A Novel of Alexander the Great

by Steven Pressfield

Pub Date: Oct. 19th, 2004
ISBN: 0-385-50099-8
Publisher: Doubleday

Pressfield continues with his top-quality historicals about classical antiquity.

The familiar Alexander story almost defies the need for yet another treatment, but Pressfield, deft and graceful as always in his historical authenticity, creates an Alexander so understandable, personable, and psychologically almost modern that, for the only very occasionally doubting reader, the pleasure of sitting back and letting the tale go by is as great as usual in the company of this author.
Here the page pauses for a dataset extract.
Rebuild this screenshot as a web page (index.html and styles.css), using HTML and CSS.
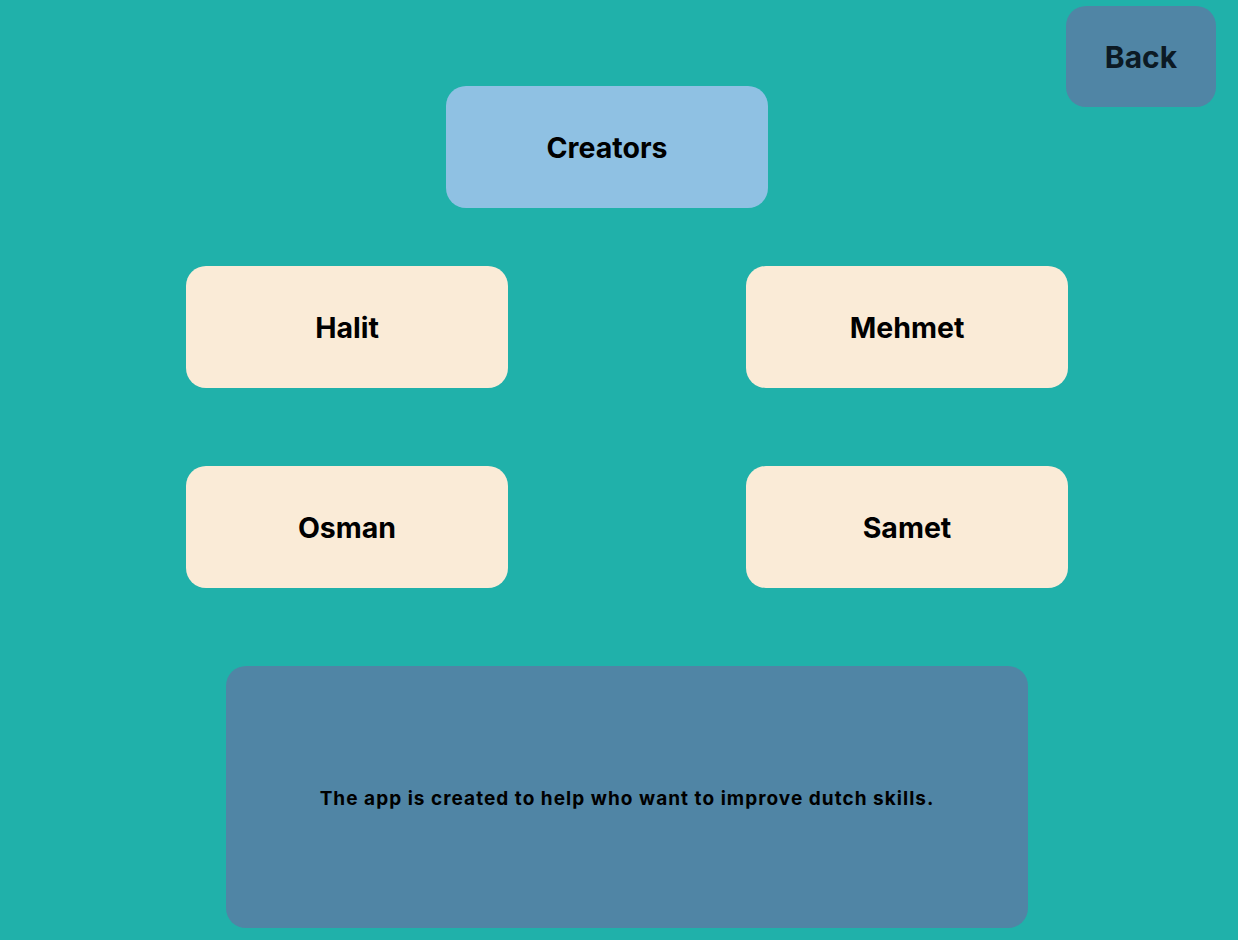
FILE: index.html
```html
<!DOCTYPE html>
<html>
<head>
<meta charset="utf-8">
<link rel="stylesheet" href="styles.css">
</head>
<body>
<div class="page">
  <div class="top">
    <div class="box title">Creators</div>
    <div class="box back">Back</div>
  </div>
  <div class="grid">
    <div class="box card">Halit</div>
    <div class="box card">Mehmet</div>
    <div class="box card">Osman</div>
    <div class="box card">Samet</div>
  </div>
  <div class="about">The app is created to help who want to improve dutch skills.</div>
</div>
</body>
</html>
```
FILE: styles.css
```css
html, body {
  margin: 0;
  padding: 0;
  background: #20b1aa;
}
body {
  font-family: Inter, "Noto Sans", sans-serif;
  font-weight: 700;
  color: #000;
  height: 940px;
  overflow: hidden;
}
.page {
  display: flex;
  flex-direction: column;
}
.box {
  display: flex;
  align-items: center;
  justify-content: center;
  border-radius: 20px;
  box-sizing: border-box;
  padding-top: 1px;
}
.top {
  display: flex;
  justify-content: space-between;
  align-items: flex-start;
  padding: 6px 22px 0 446px;
}
.title {
  margin-top: 80px;
  width: 322px;
  height: 122px;
  background: #8fc1e3;
  font-size: 28.5px;
}
.back {
  width: 150px;
  height: 101px;
  background: #5085a5;
  color: #0c1a24;
  font-size: 30px;
}
.grid {
  display: grid;
  grid-template-columns: 322px 322px;
  column-gap: 238px;
  row-gap: 78px;
  margin: 58px 0 0 186px;
}
.card {
  height: 122px;
  background: #faebd7;
  font-size: 28.5px;
}
.about {
  margin: 78px 0 0 226px;
  width: 802px;
  height: 262px;
  border-radius: 20px;
  background: #5085a5;
  display: flex;
  align-items: center;
  justify-content: center;
  font-size: 19px;
  letter-spacing: 1.03px;
  padding-top: 2px;
  box-sizing: border-box;
}
```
The story opens in 326 b.c., near the end of Alexander’s conquests, as the Macedonian armies, in what’s now Pakistan, ponder how to cross the swollen river between them and what will be the Battle of the Hydaspes, Alexander’s last pitched battle. In eight years, the commander has come 11,250 miles; fought three monumental battles and countless lesser ones; conquered Egypt; and broken the ancient Persian empire: now, he wants only to push on in order to stand at “the Shore of Ocean and the Limits of the Earth.” His badly worn men, however, are less willing than they once were to serve this young military genius, and there are stirrings not only of malcontent but of a plot against Alexander, the latter quelled by executions. While waiting to cross the river, and to see whether the army will collapse or fight, Alexander (“I must unburden myself. I must reorder my thoughts. I must find an answer to the corps alienation”) tells his life story to young Itanes. There will be the early years in Macedon; the defeat of the Greeks at Chaeronea; then the expedition eastward as Alexander follows his glory-seeking “daimon.” The drama is high and personalities vivid, and only rarely does the veil of antiquity feel strained, as when lifelong friend Hephaestion concludes, “What we do is a crime, Alexander. In the end it is but butchery.”

Still, historical drama from Pressfield (Last of the Amazons, 2002, etc.) again ranks among the best and finest.